創刊号の執筆者には、井上靖や井伏鱒二などが名を連ね、石川淳や梅原猛の連載をメインにしていましたが、月刊誌になってからは若手作家も多く起用するようになりました。

小説を中心に、エッセイや評論、対談、文芸漫談などを掲載。批評家へのインタビューを掲載するなど、さまざまな知見を得られる構成です。

ちなみに「すばる」は純文学を担い、姉妹誌の「小説すばる」は大衆小説を担っていて、住み分けがされています。

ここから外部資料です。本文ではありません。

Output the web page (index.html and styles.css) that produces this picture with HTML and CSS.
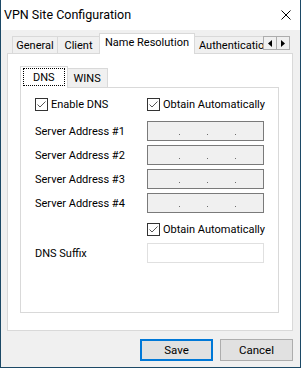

新人賞の「すばる文学賞」を主催しているほか、本誌に掲載された金原ひとみの『蛇にピアス』、三木卓の『鶸』、田中慎弥の『共喰い』、古川真人の『背高泡立草』が「芥川賞」を受賞しています。

 

文芸誌「文藝」のおすすめポイントと特徴を紹介!

 

1933年に改造社が創刊した文芸誌「文藝」。小説や評論を中心に、音楽、美術評論などを掲載していましたが、文芸統制により一時廃刊。1944年から河出書房が引き継いで、第二次世界大戦中もほぼ唯一の文芸誌として文学の命脈を守りました。その後、1957年に休刊しましたが、1962年に復刊しています。

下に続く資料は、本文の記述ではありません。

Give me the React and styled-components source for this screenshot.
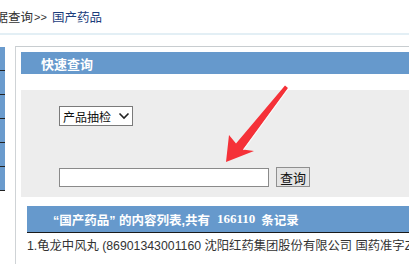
import styled, { createGlobalStyle } from 'styled-components'

const GlobalStyle = createGlobalStyle`
  html, body {
    margin: 0;
    padding: 0;
    overflow: hidden;
    background: #fff;
  }
  body {
    font-family: 'Liberation Sans', 'Noto Sans CJK SC', sans-serif;
    font-size: 12px;
    color: #333;
  }
`

const Page = styled.div`
  position: relative;
  width: 409px;
  height: 264px;
  overflow: hidden;
`

const Crumb = styled.div`
  height: 33px;
  display: flex;
  align-items: center;
  white-space: nowrap;
  margin-left: -17px;
  font-size: 12.5px;
  color: #333;
  border-bottom: 2px solid #e3eff5;
`

const CrumbSep = styled.span`
  margin: 0 5px 0 1px;
  font-size: 11px;
`

const CrumbCurrent = styled.span`
  color: #1c3d7c;
`

const Body = styled.div`
  display: flex;
  margin-top: 11px;
`

const Sidebar = styled.div`
  width: 5px;
  margin-top: 1px;
  margin-right: 10px;
  display: flex;
  flex-direction: column;
  align-self: flex-start;
`

const SideItem = styled.div`
  height: 23px;
  background: #6a9bcd;
  border-bottom: 1px solid #222;
`

const Panel = styled.div`
  flex: 1;
  min-width: 0;
  border-left: 1px solid #cfd3d6;
  border-top: 1px solid #c8cdd0;
  padding: 5px 0 0 5px;
  height: 240px;
`

const BlueBar = styled.div`
  display: flex;
  align-items: center;
  height: ${(p) => p.$h}px;
  margin-left: ${(p) => p.$indent || 0}px;
  padding-left: ${(p) => p.$pad}px;
  background: #6699cc;
  color: #fff;
  font-family: 'Liberation Sans', 'Noto Sans CJK SC', sans-serif;
  font-weight: 700;
  font-size: ${(p) => p.$size || 13}px;
  white-space: nowrap;
  border-bottom: ${(p) => (p.$line ? '1px solid #1a1a1a' : 'none')};
`

const Num = styled.span`
  font-family: 'Liberation Serif', serif;
  font-weight: 700;
  font-size: 13px;
  margin: 0 6px 0 7px;
`

const SearchBox = styled.div`
  margin-top: 16px;
  background: #ededed;
  padding: 16px 0 10px 38px;
  display: flex;
  flex-direction: column;
  gap: 41px;
`

const SelectWrap = styled.div`
  width: 72px;
  height: 18px;
  display: flex;
  align-items: center;
  background: #fff;
  border: 1px solid #7a7a7a;
`

const Select = styled.select`
  appearance: none;
  border: none;
  outline: none;
  background: transparent;
  padding: 0 0 0 3px;
  width: 58px;
  font-family: 'Noto Sans CJK SC', sans-serif;
  font-size: 12px;
  color: #111;
`

const Row = styled.div`
  display: flex;
  align-items: center;
  gap: 7px;
`

const Input = styled.input`
  width: 208px;
  height: 17px;
  padding: 0;
  border: 1px solid #8a8a8a;
  background: #fff;
  outline: none;
`

const Button = styled.button`
  width: 34px;
  height: 20px;
  padding: 0;
  border: 1px solid #8f8f8f;
  background: #e4e4e4;
  font-family: 'Noto Sans CJK SC', sans-serif;
  font-size: 13px;
  color: #111;
  line-height: 1;
`

const Spacer = styled.div`
  height: 9px;
`

const ListRow = styled.div`
  margin-left: 6px;
  height: 24px;
  display: flex;
  align-items: center;
  white-space: nowrap;
  font-size: 12.3px;
  color: #333;
`

const Arrow = styled.svg`
  position: absolute;
  left: 0;
  top: 0;
  pointer-events: none;
`

export default function App() {
  return (
    <Page>
      <GlobalStyle />
      <Crumb>
        数据查询<CrumbSep>&gt;&gt;</CrumbSep>
        <CrumbCurrent>国产药品</CrumbCurrent>
      </Crumb>
      <Body>
        <Sidebar>
          {[0, 1, 2, 3, 4, 5].map((i) => (
            <SideItem key={i} />
          ))}
        </Sidebar>
        <Panel>
          <BlueBar $h={22} $pad={20}>快速查询</BlueBar>
          <SearchBox>
            <SelectWrap>
              <Select defaultValue="产品抽检">
                <option>产品抽检</option>
              </Select>
              <svg width="12" height="8" viewBox="0 0 12 8">
                <path d="M1.5 1.5 L6 6 L10.5 1.5" fill="none" stroke="#222" strokeWidth="1.6" />
              </svg>
            </SelectWrap>
            <Row>
              <Input type="text" />
              <Button>查询</Button>
            </Row>
          </SearchBox>
          <Spacer />
          <BlueBar $h={26} $pad={26} $indent={6} $size={12.5} $line>
            “国产药品” 的内容列表,共有<Num>166110</Num>条记录
          </BlueBar>
          <ListRow>
            1.龟龙中风丸 (86901343001160 沈阳红药集团股份有限公司 国药准字Z20025176)
          </ListRow>
        </Panel>
      </Body>
      <Arrow width="409" height="264" viewBox="0 0 409 264">
        <polygon
          points="226,162 229,135 236,143.5 285,85.5 288,88 243,149.5 254,151"
          fill="#f53138"
        />
        <path d="M243.5 150 L288.5 88.5" stroke="#fff" strokeWidth="1.2" opacity="0.7" />
      </Arrow>
    </Page>
  )
}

「文藝賞」を主催して若手の発掘にも貢献。受賞者には山田詠美、綿矢りさ、羽田圭介、町屋良平などがいます。

文学の「今」を発信、というコンセプトを掲げ、エンターテインメント性の高い作品を掲載しているのが特徴。自由で一風変わった作品を読むことができるでしょう。

 

廃刊になった文芸誌「海」「海燕」とは

 

文芸誌の売り上げは、ジャンルを問わず下降傾向にあるのが現状。廃刊になった文芸誌も多数存在します。

中央公論社が1969年に創刊した文芸誌「海」は、海外作家の作品を多く掲載していました。また戯曲を掲載したり、SF作家の筒井康隆に純文学を執筆してもらったりと、既成の文壇外の作家を多く起用します。1984年に廃刊となりました。

後にベネッセコーポレーションとなる福武書店が、1982年に創刊した「海燕」は、サブカルチャーに力を入れていた文芸誌です。

「海燕新人文学賞」を主催し、佐伯一麦や吉本ばなな、小川洋子などを発掘しています。

文芸誌全体の売上不振のなか、1996年に廃刊しました。